It may not seem obvious, but Mr. Steve Fossett really is a man for our times. Why? Because this adventurer-athlete, who last week became the first solo balloonist to circumnavigate the globe, in some ways embodies our frenziedly competitive era and in others -- particularly with his latest feat -- gives us a glimpse of its opposite.

Competition is Mr. Fossett's lifeblood. A commodities broker by trade (no job for shrinking violets), he is also a millionaire CEO. But that's not what jumps out at you from his resume; millionaire CEOs are a dime a dozen. Unlike them, Mr. Fossett has also climbed Mount Kilimanjaro; swum the English Channel; finished the Iditarod dogsled race, the Ironman Triathlon and the 24 Hours of Le Mans car race; and holds world records in sailing and jet aviation. At 58, he has no plans to rest on the historic laurels he earned last week, either. After this, he wants to fly a glider into the stratosphere. In the competitiveness stakes, Mr. Fossett makes other powerful men look like parlor maids.
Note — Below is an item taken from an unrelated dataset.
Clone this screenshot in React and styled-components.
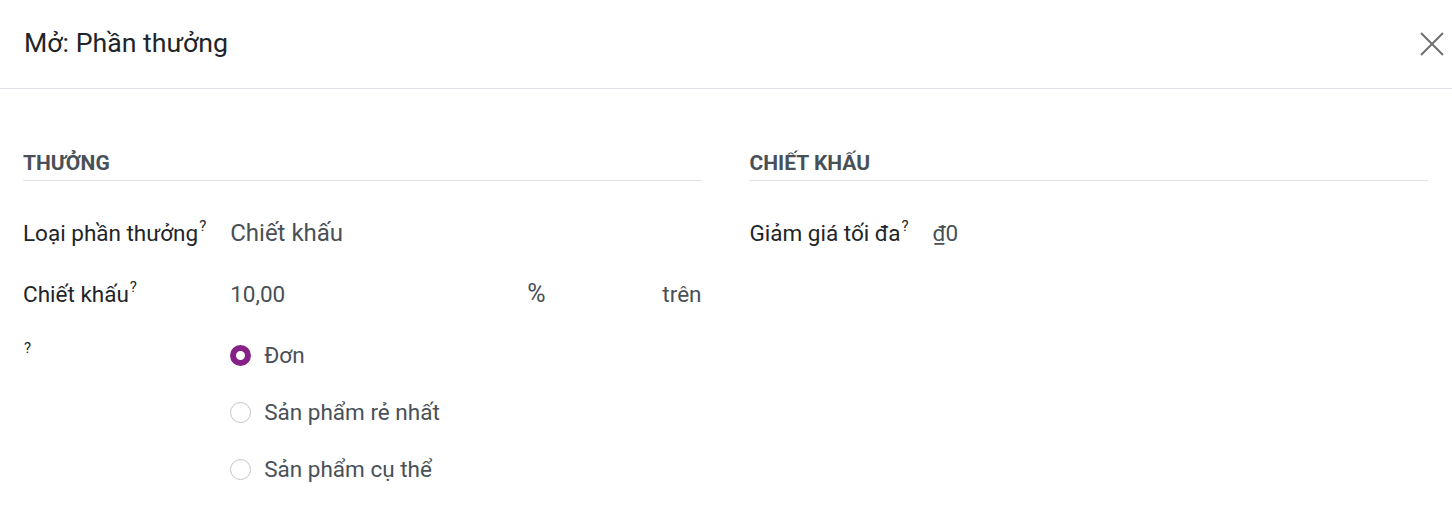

His drive to excel is so extreme it borders on the ridiculous. Does this man never rest? Goof off? Go slow? Just chill with his wife? No, he doesn't, anymore than the compulsive toilers who invented the phrase 24-7, in thrall to the global economy on which night never falls. No one better embodies the ethos of overachievement that, some might argue, has triggered so many corporate meltdowns lately.